The objective of this paper is to identify the features of the interwar labour policy of Imperial Chemical Industries Ltd. (I.C.I.) by studying the connection between labour policy and welfare programmes.
Industrial welfare was important for I.C.I., which possessed about 70 factories and some 40, 000 employees through amalgamation, as a labour strategy to stabilise industrial relations by reducing employment insecurity and fostering worker loyalty.
The I.C.I. welfare schemes underwent a conversion from paternalistic benefits based on unitary ideals, such as personal contact between employers and employees, into systematic benefits based on formal rules, such as a joint contributory scheme. This change was made clear by analysing the systematisation of I.C.I. welfare schemes between the early period when Sir Alfred Mond, the first chairman, needed to lay the foundations for the new company and the latter period when Sir Harry McGowan, the second chairman, had to implement business restructuring by laying off and reshuffling surplus workers after the Great Depression.
In the latter period, consequently, the square deal of all I.C.I. workers engaged in various trades in each factory indicated mechanistic unification of industrial relations, which was realised by introducing more comprehensive and systematic welfare programmes. In this respect, I.C.I. welfare programmes functioned effectively as a means to consolidate industrial relations.
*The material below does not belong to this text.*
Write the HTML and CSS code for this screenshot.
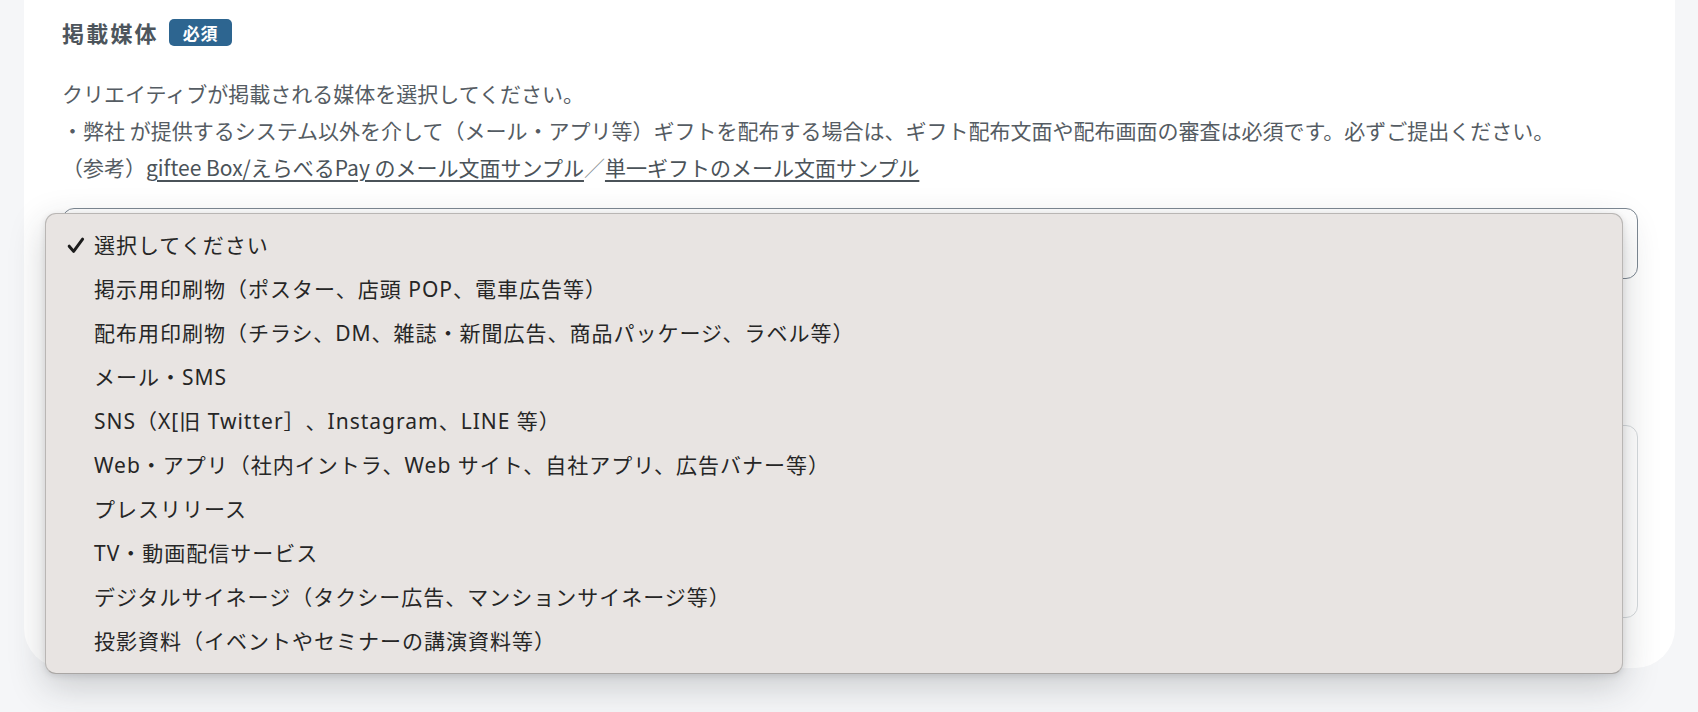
FILE: index.html
```html
<!DOCTYPE html>
<html lang="ja">
<head>
<meta charset="utf-8">
<title>掲載媒体</title>
<link rel="stylesheet" href="styles.css">
</head>
<body>
<main class="page">
  <section class="card">
    <div class="field">
      <div class="field-head">
        <h2 class="field-title">掲載媒体</h2>
        <span class="badge">必須</span>
      </div>
      <div class="field-desc">
        <p>クリエイティブが掲載される媒体を選択してください。</p>
        <p>・弊社 が提供するシステム以外を介して（メール・アプリ等）ギフトを配布する場合は、ギフト配布文面や配布画面の審査は必須です。必ずご提出ください。</p>
        <p>（参考）<a class="link" href="#">giftee Box/えらべるPay のメール文面サンプル</a><span class="sep">／</span><a class="link" href="#">単一ギフトのメール文面サンプル</a></p>
      </div>
      <div class="select-wrap">
        <div class="select"></div>
        <ul class="popup">
          <li class="opt opt-checked"><svg class="check" width="18" height="17" viewBox="0 0 18 17"><path d="M2.2 9.2 L6.6 14.4 L15.6 2.2" fill="none" stroke="#1c1c1c" stroke-width="3" stroke-linecap="round" stroke-linejoin="round"/></svg>選択してください</li>
          <li class="opt">掲示用印刷物（ポスター、店頭 POP、電車広告等）</li>
          <li class="opt">配布用印刷物（チラシ、DM、雑誌・新聞広告、商品パッケージ、ラベル等）</li>
          <li class="opt">メール・SMS</li>
          <li class="opt">SNS（X[旧 Twitter］、Instagram、LINE 等）</li>
          <li class="opt">Web・アプリ（社内イントラ、Web サイト、自社アプリ、広告バナー等）</li>
          <li class="opt">プレスリリース</li>
          <li class="opt">TV・動画配信サービス</li>
          <li class="opt">デジタルサイネージ（タクシー広告、マンションサイネージ等）</li>
          <li class="opt">投影資料（イベントやセミナーの講演資料等）</li>
        </ul>
      </div>
    </div>
    <div class="field field-next">
      <div class="textarea"></div>
    </div>
  </section>
</main>
</body>
</html>
```

FILE: styles.css
```css
html, body {
  margin: 0;
  padding: 0;
}

body {
  background: #f5f6f8;
  font-family: "Noto Sans CJK JP", "Noto Sans", sans-serif;
  color: #545b62;
  width: 1698px;
  height: 712px;
  overflow: hidden;
}

.page {
  padding: 0 23px 0 24px;
}

.card {
  background: #ffffff;
  border-radius: 0 0 40px 40px;
  padding: 16px 37px 50px 38px;
}

.field-head {
  display: flex;
  align-items: center;
  height: 32px;
}

.field-title {
  margin: 0;
  font-size: 22px;
  line-height: 32px;
  font-weight: 700;
  letter-spacing: 0.1em;
  color: #4d555c;
}

.badge {
  margin-left: 10px;
  height: 27px;
  padding: 0 14px;
  border-radius: 5px;
  background: #2d6590;
  color: #ffffff;
  font-size: 17px;
  font-weight: 700;
  letter-spacing: 0.04em;
  line-height: 27px;
}

.field-desc {
  margin-top: 27px;
  font-size: 21px;
  line-height: 37px;
  color: #555c63;
}

.field-desc p {
  margin: 0;
}

.link {
  color: #4b5359;
  text-decoration: underline;
  text-decoration-thickness: 2px;
  text-underline-offset: 4px;
}

.sep {
  color: #8a9096;
}

.select-wrap {
  position: relative;
  margin-top: 22px;
}

.select {
  height: 69px;
  border: 1px solid #7d8893;
  border-radius: 12px;
  background: #ffffff;
}

.popup {
  position: absolute;
  left: -17px;
  top: 5px;
  width: 1578px;
  margin: 0;
  padding: 9px 0 10px;
  list-style: none;
  box-sizing: border-box;
  background: #e8e4e2;
  border: 1px solid #b9b6b4;
  border-bottom-color: #a9a6a4;
  border-radius: 11px;
  box-shadow: 0 12px 36px rgba(40, 44, 52, 0.22), 0 2px 6px rgba(40, 44, 52, 0.12);
  z-index: 10;
}

.opt {
  position: relative;
  height: 44px;
  line-height: 44px;
  padding-left: 48px;
  font-family: "Noto Sans", "Noto Sans CJK JP", sans-serif;
  font-size: 21px;
  letter-spacing: 1px;
  color: #262626;
  white-space: nowrap;
  text-spacing-trim: space-all;
}

.check {
  position: absolute;
  left: 21px;
  top: 14px;
}

.field-next {
  margin-top: 146px;
}

.textarea {
  height: 191px;
  border: 1px solid #d6dadd;
  border-radius: 12px;
  background: #ffffff;
}
```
My conclusion includes the important implication that the role of systematic welfare schemes as a centralised labour policy was to facilitate labour turnover between subsidiary factories and to promote or supplement business restructuring with lay-offs and replacement of redundant labour in the early 1930s, by constructing comprehensive welfare programmes as the safety net in situations where the predecessor and conventional administrations of the constituent companies of I.C.I. remained to some extent.